If somebody does well, she knows it. If somebody messes up or misses a class, she knows that, too. She quickly lets Crean know, who isn’t shy about addressing it with the player.

Along with this comes an emphasis on early graduation. Tom Pritchard and Matt Roth needed three years to earn a bachelor degree, then got their master’s degree in one. Jordan Hulls and Derek Elston earned their bachelor’s degrees in three years, and will spend their final college season working on their master’s. Christian Watford and Maurice Creek are set to graduate in December, which would be 3½ years.

Crean isn’t alone in this academic success at IU. Men’s cross country, men’s golf, men’s swimming and diving, women’s swimming and diving, women's tennis and women’s water polo all recorded a 1,000 APR for the 2010-11 academic year.

Also, men’s golf, women’s tennis, men’s track and women’s track all have the top multi-year scores among their peers in the Big Ten.

And then baseball, men’s golf and women’s tennis were honored for ranking in the top 10 percent in the country in their sports.

“I want to congratulate our student-athletes, coaches and staff for embracing this high priority for our department,” athletic director Fred Glass said in a university release. “These are successes of which all of Hoosier Nation should be proud of.”

What is the APR? According to an IU release, it’s a real-time measure of eligibility and retention of athletes competing on every Division I team. The APR is based on a multi-year rate that, for this year, averages the scores of the 2007-08, 2008-09, 2009-10 and 2010-11 seasons.

Teams need to average at least a 900 out of a possible 1,000 score. That averages to a graduation rate of 50 percent. If not, they can face sanctions including a ban on postseason participation.

IU football, by the way, had a score of 964.


This likely won’t affect Indiana much, but the powers that be in college football have finally seen the light and reached consensus on a playoff instead of maintaining the abomination that is the BCS.

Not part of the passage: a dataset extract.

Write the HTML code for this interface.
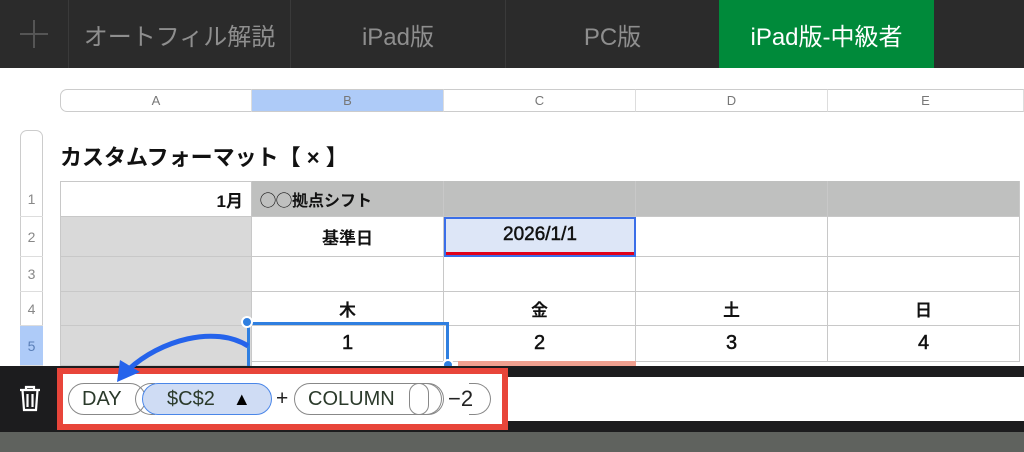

Conference commissioners, plus Notre Dame, met in Chicago worked out most of a plan for a four-team playoff system. Teams would be chosen by a selection committee similar to the NCAA basketball tourney with an emphasis, but not a mandate, on picking conference champions.

If everything gets finalized and passed, it would go into effect in 2014.

This is a big step for a group that resisted a playoff for so long. That includes Big Ten officials, whose infatuation with the bowl system and long-standing lucrative arrangement with the Rose Bowl made then shoot down playoff proposals at every turn.

No more.

Now, an eight-team playoff would have been better, and it might eventually get to that, but that’s another battle for another day.

Sure, it would be nice if Indiana could some day get into the playoff mix. The odds on that happening are long at best. Coach Kevin Wilson is trying to turn the Hoosiers’ perennially struggling program around, and last year’s 1-11 debut season wasn’t a ringing endorsement of his ability to do it.

But IU seemed better in the spring. You’d like to think a year in Wilson’s system, plus the natural maturation process and all the hard work on player development, will pay off. That maybe some day in the not too distant future the Hoosiers could make a football jump the way they did in basketball last season.

Hey, it’s the off-season. Anything is possible now.